Task to complete: Assemble all lines in which the string "React" appears.

+ + + + +

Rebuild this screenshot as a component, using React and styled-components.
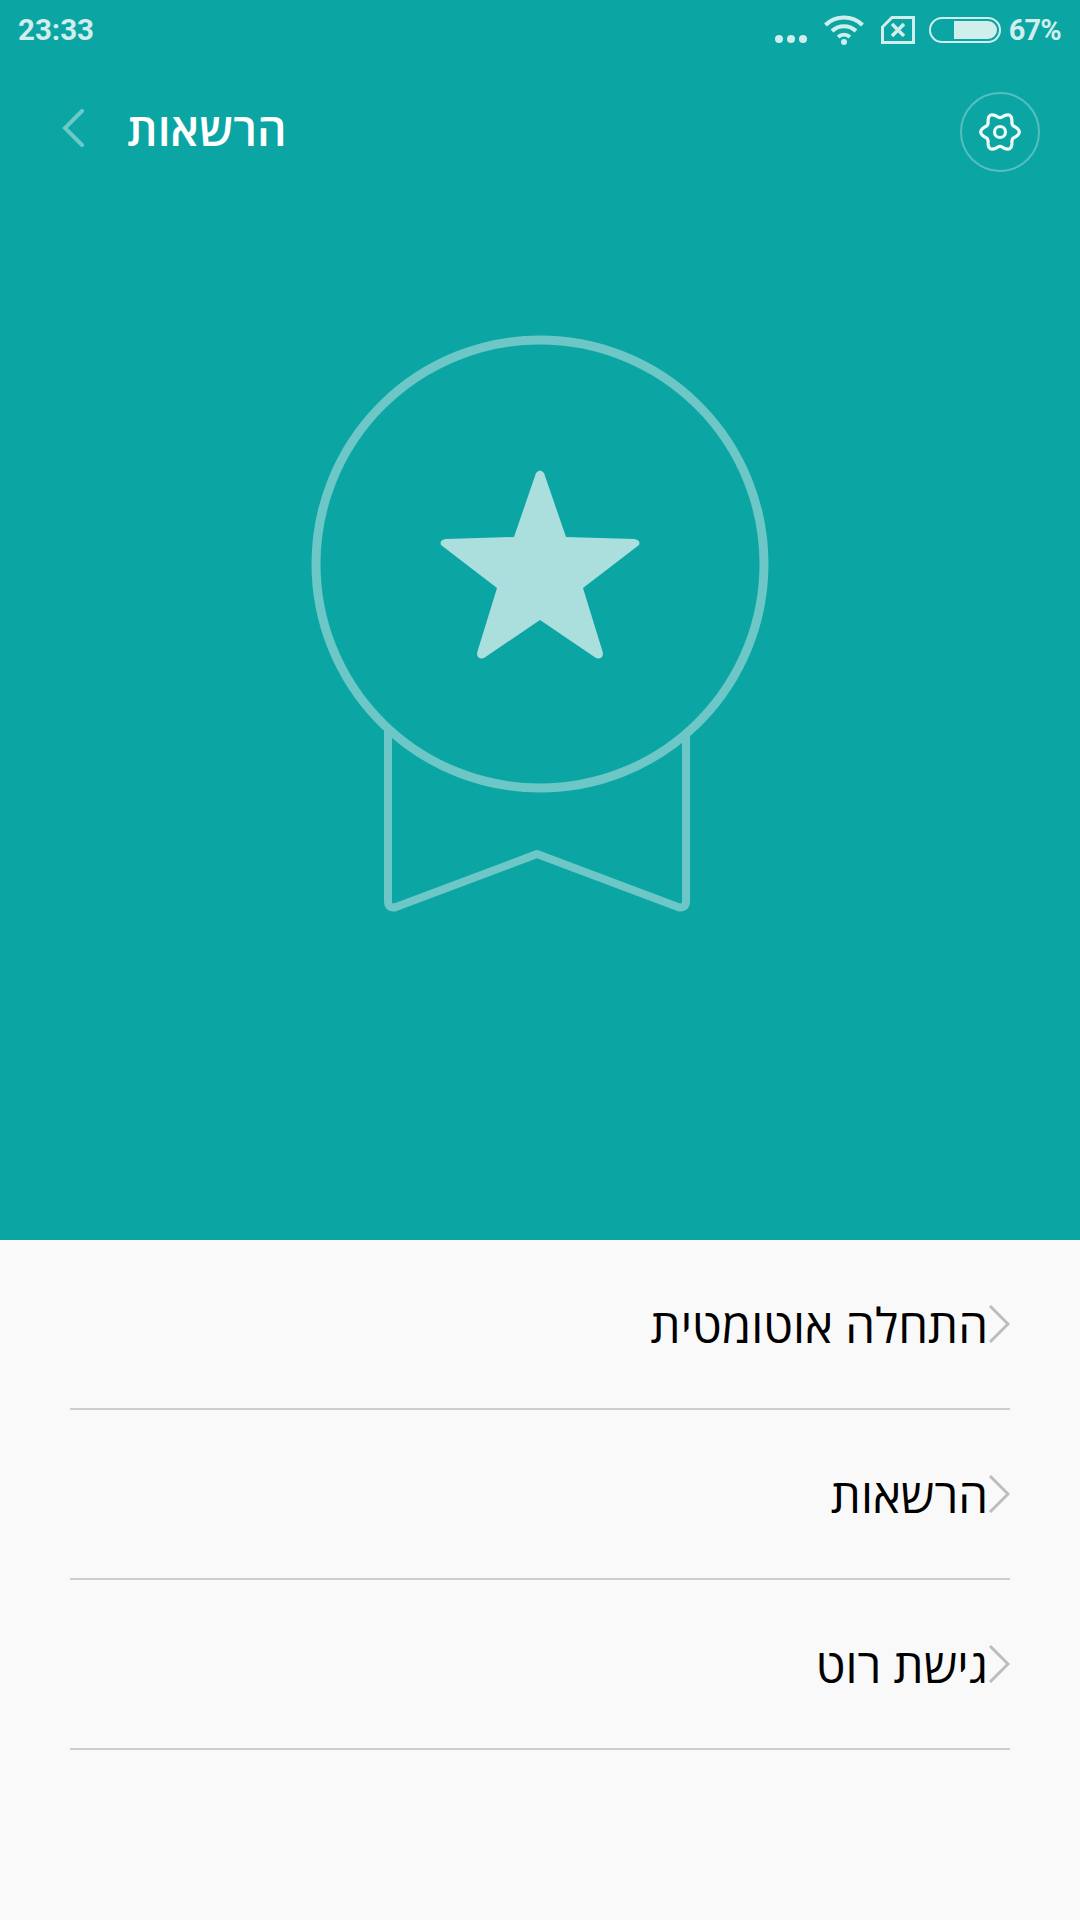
import React from "react";
import styled, { createGlobalStyle } from "styled-components";

const TEAL = "#0ba5a4";
const STATUS = "#cfeeec";
const HEBREW = `"Open Sans", "Noto Sans", "Liberation Sans", sans-serif`;

const GlobalStyle = createGlobalStyle`
  html, body {
    margin: 0;
    padding: 0;
    background: #f9f9f9;
  }
  * {
    box-sizing: border-box;
  }
`;

const Page = styled.div`
  width: 1080px;
  height: 1920px;
  display: flex;
  flex-direction: column;
  font-family: Roboto, "Noto Sans", "Liberation Sans", sans-serif;
  background: #f9f9f9;
`;

const Hero = styled.header`
  height: 1240px;
  display: flex;
  flex-direction: column;
  background: ${TEAL};
`;

const StatusBar = styled.div`
  height: 60px;
  padding: 0 19px 0 18px;
  display: flex;
  align-items: center;
  justify-content: space-between;
  color: ${STATUS};
  font-size: 29.5px;
  font-weight: 700;
`;

const StatusIcons = styled.div`
  display: flex;
  align-items: center;
`;

const Percent = styled.span`
  margin-left: 8px;
  font-size: 29px;
  letter-spacing: -0.8px;
`;

const Toolbar = styled.div`
  height: 144px;
  padding: 0 40px 0 62px;
  display: flex;
  align-items: center;
  justify-content: space-between;
`;

const TitleGroup = styled.div`
  display: flex;
  align-items: center;
  gap: 43px;
  margin-top: -8px;
`;

const Title = styled.h1`
  margin: 0;
  color: #fff;
  font-family: ${HEBREW};
  font-size: 46px;
  font-weight: 600;
  line-height: 52px;
`;

const SettingsButton = styled.button`
  width: 80px;
  height: 80px;
  padding: 0;
  display: flex;
  align-items: center;
  justify-content: center;
  background: none;
  border: 2px solid rgba(255, 255, 255, 0.3);
  border-radius: 50%;
`;

const MedalArea = styled.div`
  flex: 1;
  display: flex;
  justify-content: center;
  padding-top: 131px;
`;

const List = styled.ul`
  margin: 0;
  padding: 0 70px;
  list-style: none;
`;

const Row = styled.li`
  height: 170px;
  display: flex;
  align-items: center;
  direction: rtl;
  border-bottom: 2px solid #cdcdcd;
  color: #000;
  font-family: ${HEBREW};
  font-size: 47.5px;
`;

const Gear = () => {
  // six soft lobes around the hub
  const points = [];
  for (let i = 0; i < 72; i++) {
    const a = (i / 72) * Math.PI * 2;
    const r = 16.8 + 2.5 * Math.cos(6 * a);
    points.push(`${(22 + r * Math.cos(a)).toFixed(2)} ${(22 + r * Math.sin(a)).toFixed(2)}`);
  }
  return (
    <svg width="44" height="44" viewBox="0 0 44 44" fill="none" stroke="#eefafa" strokeWidth="3.2">
      <path d={`M${points.join("L")}Z`} strokeLinejoin="round" />
      <circle cx="22" cy="22" r="5.500" />
    </svg>
  );
};

const BackArrow = () => (
  <svg width="22" height="38" viewBox="0 0 22 38" fill="none" stroke="#6dc9c8" strokeWidth="4" strokeLinecap="round">
    <path d="M20 2 3 19l17 17" />
  </svg>
);

const RowArrow = () => (
  <svg width="22" height="38" viewBox="0 0 22 38" fill="none" stroke="#bdbdbd" strokeWidth="3">
    <path d="M2 1l18 18L2 37" />
  </svg>
);

const Dots = () => (
  <svg width="32" height="10" viewBox="0 0 32 10" fill={STATUS} style={{ marginTop: 18 }}>
    <circle cx="4" cy="5" r="4" />
    <circle cx="16" cy="5" r="4" />
    <circle cx="28" cy="5" r="4" />
  </svg>
);

const Wifi = () => (
  <svg width="40" height="30" viewBox="0 0 40 30" fill="none" stroke={STATUS} strokeWidth="4" style={{ marginLeft: 17 }}>
    <path d="M1.500 10C11.500 0 28.500 0 38.500 10" />
    <path d="M8 16c7-6.500 17-6.500 24 0" />
    <path d="M14 22c3.500-3 8.500-3 12 0" />
    <circle cx="20" cy="27" r="3" fill={STATUS} stroke="none" />
  </svg>
);

const NoSim = () => (
  <svg width="34" height="28" viewBox="0 0 34 28" fill="none" stroke={STATUS} strokeWidth="3" style={{ marginLeft: 17 }}>
    <path d="M11 1.500h21.500v25H1.500V11z" />
    <path d="M11 8l12 12M23 8 11 20" strokeWidth="3.500" />
  </svg>
);

const Battery = () => (
  <svg width="72" height="26" viewBox="0 0 72 26" fill="none" style={{ marginLeft: 14 }}>
    <rect x="1" y="1" width="70" height="24" rx="12" stroke={STATUS} strokeWidth="2" />
    <path d="M25 4h34a9 9 0 0 1 0 18H25z" fill={STATUS} />
  </svg>
);

const Medal = () => (
  <svg width="460" height="580" viewBox="310 335 460 580" fill="none">
    <g stroke="#6dc7c6">
      <circle cx="540" cy="564" r="224" strokeWidth="9" />
      <path d="M388 728V901q0 8 8 6L537 854 678 907q8 2 8-6V733" strokeWidth="8" strokeLinejoin="round" />
    </g>
    <path
      d="M536 473q4-5 8 0L566 537 634 539q7 1 5 6L583 588 603 653q0 7-7 5L540 620 484 658q-7 2-7-5L497 588 441 545q-2-5 5-6L514 537z"
      fill="#aadfde"
    />
  </svg>
);

const items = ["התחלה אוטומטית", "הרשאות", "גישת רוט"];

const App = () => (
  <Page>
    <GlobalStyle />
    <Hero>
      <StatusBar>
        <span>23:33</span>
        <StatusIcons>
          <Dots />
          <Wifi />
          <NoSim />
          <Battery />
          <Percent>67%</Percent>
        </StatusIcons>
      </StatusBar>
      <Toolbar>
        <TitleGroup>
          <BackArrow />
          <Title>הרשאות</Title>
        </TitleGroup>
        <SettingsButton>
          <Gear />
        </SettingsButton>
      </Toolbar>
      <MedalArea>
        <Medal />
      </MedalArea>
    </Hero>
    <List>
      {items.map((item) => (
        <Row key={item}>
          <RowArrow />
          <span>{item}</span>
        </Row>
      ))}
    </List>
  </Page>
);

export default App;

+ + + + +

Final result:
Rebuild this screenshot as a component, using React and styled-components.
import React from "react";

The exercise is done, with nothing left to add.